Unsrer Volkssprache wie unserm Volk sind diese hohen Titel zum Glück fremd. Zwar wird auch bei uns der Direktor leicht zur überpersönlichen Direktion. Aber einen Bundesrat und einen General reden wir doch noch als einen Mann, nicht als eine zur Abstraktion verklärte Größe an. Wir lieben den falschen Nimbus nicht, der in der Nähe erlöschen muß. Wir lieben aber auch die Abstraktionen auf -heit und -keit nicht, in denen sich alle Anschauung verflüchtigt, besonders nicht diese philosophisch aussehenden Einheiten, Vielheiten, Ganzheiten, Allheiten, Wesenheiten, mit denen so leicht und oft Schwindel getrieben wird.

Es ist auffallend, wie das Alemannische schon in früher (althochdeutscher) Zeit der Wortbildung mit -heit und -keit ausweicht und dafür weibliche Dingwörter mit -i bildet: d’Heiteri (Heiterkeit), d’Dünkli (Dunkelheit), d’Gschwindi (Geschwindigkeit), d’Gröbi, 45 d’Fyni, d’Rüüchi, d’Süberi, d’Füechti, d’Tröcheni, d’Schmeli (Schmalheit), d’Hübschi, d’Sälteni. So werden auch geistige Eigenschaften entsprechend den schriftdeutschen auf -heit und -keit im Schweizerdeutschen einfach mit -i gebildet: d’Dümmi (Dummheit), d’Gschydi (Gescheitheit), d’Füli (Faulheit), d’Läbigi (Lebendigkeit), d’Lengsemi, d’Brevi (Bravheit), d’Schlööuji (Schlauheit), d’Glehrti (Gelehrtheit und Gelehrsamkeit), d’Wunderligi (Wunderlichkeit), d’Meischterlosigi.

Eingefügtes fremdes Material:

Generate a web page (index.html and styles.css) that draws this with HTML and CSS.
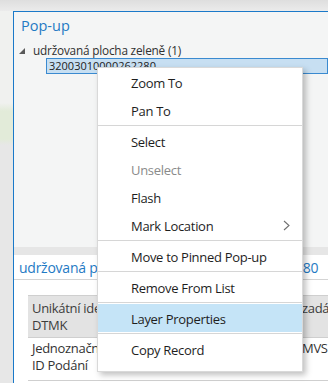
FILE: index.html
```html
<!DOCTYPE html>
<html lang="cs">
<head>
  <meta charset="UTF-8">
  <meta name="viewport" content="width=device-width, initial-scale=1.0">
  <title>Pop-up</title>
  <link rel="stylesheet" href="styles.css">
</head>
<body>
  <div class="topbar"></div>
  <div class="main">
    <div class="map"></div>
    <section class="panel">
      <div class="tree-pane">
        <h1 class="title">Pop-up</h1>
        <div class="tree-row">
          <svg class="twist" width="6" height="6" viewBox="0 0 6 6"><polygon points="6,0 6,6 0,6" fill="#595959"/></svg>
          <span>udržovaná plocha zeleně (1)</span>
        </div>
        <div class="feature-row">
          <span class="feature">32003010000262280</span>
        </div>
      </div>
      <div class="splitter"></div>
      <div class="details">
        <div class="details-title">udržovaná plocha zeleně - 32003010000262280</div>
        <div class="attr-table">
          <div class="cell head">Unikátní identifikátor<br>DTMK</div>
          <div class="cell head">zadání</div>
          <div class="cell">Jednoznačné<br>ID Podání</div>
          <div class="cell">MVS</div>
        </div>
      </div>
    </section>
  </div>

  <ul class="menu">
    <li class="item">Zoom To</li>
    <li class="item">Pan To</li>
    <li class="sep"></li>
    <li class="item">Select</li>
    <li class="item disabled">Unselect</li>
    <li class="item">Flash</li>
    <li class="item">Mark Location
      <svg class="chevron" width="7" height="11" viewBox="0 0 7 11"><path d="M1 1 L6 5.5 L1 10" fill="none" stroke="#707070" stroke-width="1.1"/></svg>
    </li>
    <li class="sep"></li>
    <li class="item">Move to Pinned Pop-up</li>
    <li class="sep"></li>
    <li class="item">Remove From List</li>
    <li class="sep"></li>
    <li class="item active">Layer Properties</li>
    <li class="sep"></li>
    <li class="item">Copy Record</li>
  </ul>
</body>
</html>
```

FILE: styles.css
```css
body {
  margin: 0;
  width: 328px;
  height: 383px;
  overflow: hidden;
  background-color: #e8e8e8;
  font-family: "Open Sans", Arial, sans-serif;
  color: #222;
}
.topbar {
  height: 11px;
  background: linear-gradient(#dedede, #ebebeb);
}
.main {
  display: flex;
  height: 372px;
}
.map {
  flex: 0 0 13px;
  background: linear-gradient(#f0f1ef 0, #f0f1ef 92px, #e2ebd9 100px, #e2ebd9 128px, #e7e7e7 134px);
}
.panel {
  flex: 1;
  min-width: 0;
  overflow: hidden;
  display: flex;
  flex-direction: column;
  border-top: 1px solid #1a79c9;
  border-left: 1px solid #1a79c9;
  background-color: #f4f5f5;
}
.tree-pane {
  height: 235px;
}
.title {
  margin: 0;
  padding: 4px 0 0 7px;
  font-size: 14.5px;
  font-weight: normal;
  line-height: 20px;
  color: #1f7ac4;
}
.tree-row {
  display: flex;
  align-items: center;
  margin-top: 6px;
  padding-left: 5px;
  height: 16px;
  font-size: 11.8px;
  letter-spacing: -0.2px;
  color: #303030;
}
.twist {
  margin-right: 8px;
  margin-top: 1px;
}
.feature-row {
  margin-left: 32px;
  height: 16px;
  box-sizing: border-box;
  border: 1px solid #3a8ad0;
  background-color: #c7dff2;
}
.feature {
  display: block;
  padding-left: 2px;
  font-size: 11px;
  line-height: 14px;
  color: #222;
}
.splitter {
  height: 8px;
  background-color: #e6e6e6;
}
.details {
  flex: 1;
  background-color: #fff;
}
.details-title {
  padding: 3px 0 1px 5px;
  font-size: 14px;
  letter-spacing: -0.25px;
  line-height: 20px;
  color: #1f7ac4;
  white-space: nowrap;
  border-bottom: 1px solid #d4d4d4;
}
.attr-table {
  display: grid;
  grid-template-columns: 270px 60px;
  margin: 15px 0 0 14px;
  border-top: 1px solid #cfcfcf;
  border-bottom: 1px solid #cfcfcf;
}
.cell {
  padding: 2px 4px 6px;
  font-size: 13px;
  letter-spacing: -0.3px;
  line-height: 17px;
  color: #333;
  white-space: nowrap;
  overflow: hidden;
}
.cell.head {
  padding: 4px 4px 3px;
  background-color: #e3e3e3;
  color: #3d3d3d;
  border-bottom: 1px solid #cfcfcf;
}
.menu {
  position: absolute;
  left: 97px;
  top: 67px;
  width: 206px;
  box-sizing: border-box;
  margin: 0;
  padding: 0 0 8px;
  list-style: none;
  background-color: #fff;
  border: 1px solid #d9d9d9;
  box-shadow: 3px 3px 6px rgba(0, 0, 0, 0.25);
}
.item {
  display: flex;
  align-items: center;
  justify-content: space-between;
  height: 28px;
  padding: 1px 12px 0 33px;
  box-sizing: border-box;
  font-size: 13px;
  letter-spacing: -0.3px;
  color: #1e1e1e;
}
.item.disabled {
  color: #8a8a8a;
}
.item.active {
  background-color: #c5e4f7;
}
.sep {
  height: 1px;
  margin: 1px 0;
  background-color: #d6d6d6;
}
```
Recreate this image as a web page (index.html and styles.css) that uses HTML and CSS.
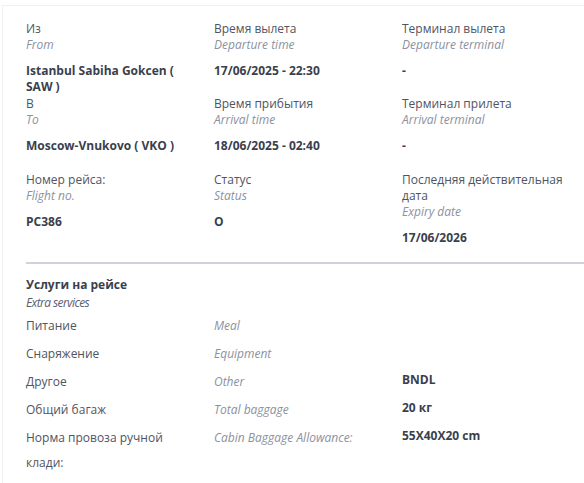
FILE: index.html
```html
<!DOCTYPE html>
<html lang="ru">
<head>
<meta charset="utf-8">
<link rel="stylesheet" href="styles.css">
</head>
<body>
<div class="card">
  <div class="grid">
    <div class="cell">
      <div class="lbl">Из</div>
      <div class="en">From</div>
      <div class="val">Istanbul Sabiha Gokcen ( SAW )</div>
    </div>
    <div class="cell">
      <div class="lbl">Время вылета</div>
      <div class="en">Departure time</div>
      <div class="val">17/06/2025 - 22:30</div>
    </div>
    <div class="cell">
      <div class="lbl">Терминал вылета</div>
      <div class="en">Departure terminal</div>
      <div class="val">-</div>
    </div>
    <div class="cell">
      <div class="lbl">В</div>
      <div class="en">To</div>
      <div class="val">Moscow-Vnukovo ( VKO )</div>
    </div>
    <div class="cell">
      <div class="lbl">Время прибытия</div>
      <div class="en">Arrival time</div>
      <div class="val">18/06/2025 - 02:40</div>
    </div>
    <div class="cell">
      <div class="lbl">Терминал прилета</div>
      <div class="en">Arrival terminal</div>
      <div class="val">-</div>
    </div>
    <div class="cell">
      <div class="lbl">Номер рейса:</div>
      <div class="en">Flight no.</div>
      <div class="val">PC386</div>
    </div>
    <div class="cell">
      <div class="lbl">Статус</div>
      <div class="en">Status</div>
      <div class="val">O</div>
    </div>
    <div class="cell">
      <div class="lbl">Последняя действительная дата</div>
      <div class="en">Expiry date</div>
      <div class="val">17/06/2026</div>
    </div>
  </div>
  <div class="divider"></div>
  <div class="services">
    <div class="svc-title">Услуги на рейсе</div>
    <div class="svc-sub">Extra services</div>
    <div class="svc-rows">
      <div class="srow"><div class="lbl">Питание</div><div class="en">Meal</div><div class="val"></div></div>
      <div class="srow"><div class="lbl">Снаряжение</div><div class="en">Equipment</div><div class="val"></div></div>
      <div class="srow"><div class="lbl">Другое</div><div class="en">Other</div><div class="val">BNDL</div></div>
      <div class="srow"><div class="lbl">Общий багаж</div><div class="en">Total baggage</div><div class="val">20 кг</div></div>
      <div class="srow"><div class="lbl">Норма провоза ручной клади:</div><div class="en">Cabin Baggage Allowance:</div><div class="val">55X40X20 cm</div></div>
    </div>
  </div>
</div>
</body>
</html>
```
FILE: styles.css
```css
html, body {
  margin: 0;
  padding: 0;
  background: #ffffff;
}
body {
  font-family: "Open Sans", "Liberation Sans", sans-serif;
  font-size: 12px;
  line-height: 16px;
  color: #4d5260;
  padding: 5px 0 0 2px;
}
.card {
  border-top: 1px solid #eef0f3;
  border-left: 1px solid #eef0f3;
  padding: 15px 0 0 23px;
  min-height: 480px;
}
.grid {
  display: grid;
  grid-template-columns: 188px 188px 1fr;
  grid-template-rows: 75px 76px auto;
}
.lbl {
  color: #4f5462;
}
.en {
  color: #8c91a0;
  font-style: italic;
}
.val {
  margin-top: 10px;
  font-weight: 700;
  color: #3a3f4d;
  padding-right: 30px;
}
.divider {
  margin-top: 16px;
  height: 2px;
  background: #cfd1dc;
}
.services {
  padding-top: 13px;
}
.svc-title {
  font-weight: 700;
  color: #3a3f4d;
}
.svc-sub {
  font-style: italic;
  color: #5b6070;
  letter-spacing: -0.6px;
  margin-top: 2px;
}
.svc-rows {
  margin-top: 1px;
}
.srow {
  display: grid;
  grid-template-columns: 188px 188px 1fr;
  min-height: 28px;
  align-items: start;
}
.srow .lbl {
  padding-right: 30px;
  line-height: 25px;
  margin-top: 1px;
}
.srow .en {
  line-height: 25px;
  margin-top: 1px;
}
.srow .val {
  margin-top: 4px;
  padding: 0;
}
```
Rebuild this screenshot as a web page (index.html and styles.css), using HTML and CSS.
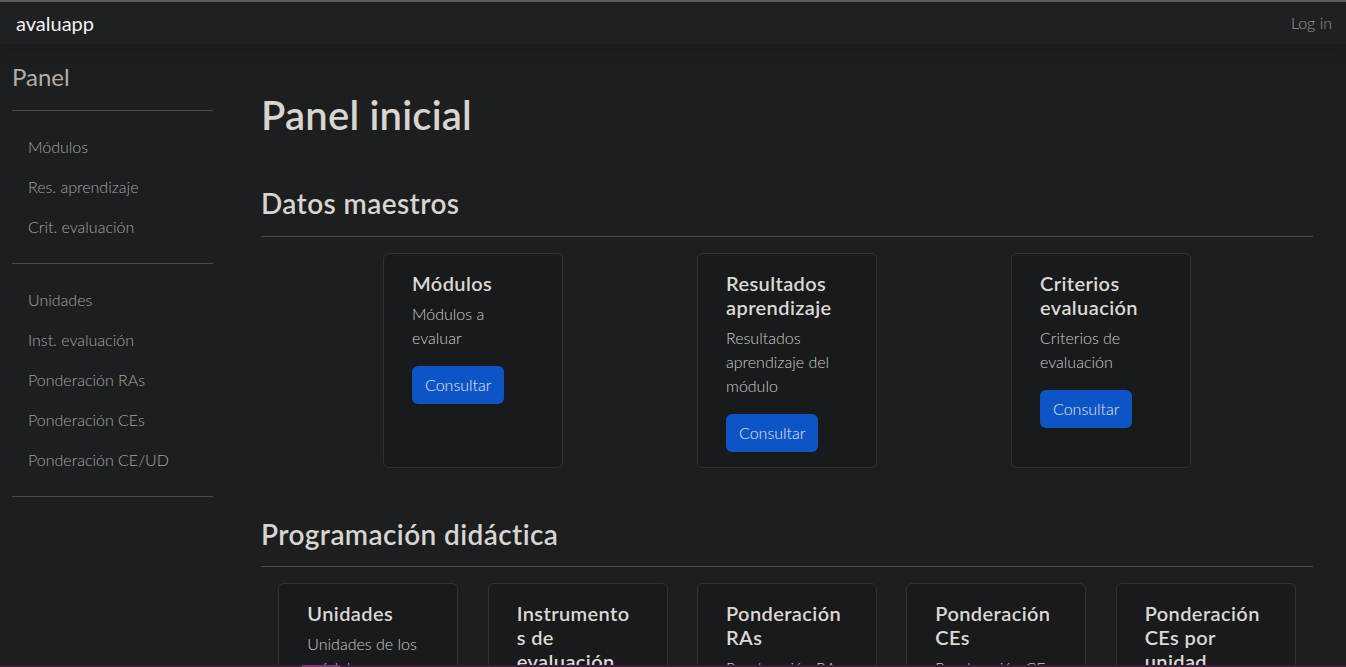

In andern Beispielen geht das Schweizerdeutsche teils in der Wortbildung, teils in der Bedeutungsentwicklung eigene Wege: d’Glimpfigi (Biegsamkeit, Elastizität), d’Fyschteri (Finsternis), d’Völli (Betrunkenheit), d’Töübi (eigentlich Zustand dessen, der vor Zorn nichts mehr hört oder hören will), Hässigi (vgl. Gehässigkeit), d’Husligi (Sparsamkeit), Vertüenligi (Verschwendung), Chönnigi (Geschicklichkeit), d’Ufölgigi (Unfolgsamkeil), d’Verböüschtigi (neben Verbouscht: Neid), Tüüfelsüchtigi (neben Tüüfelsucht: teuflische Bosheit).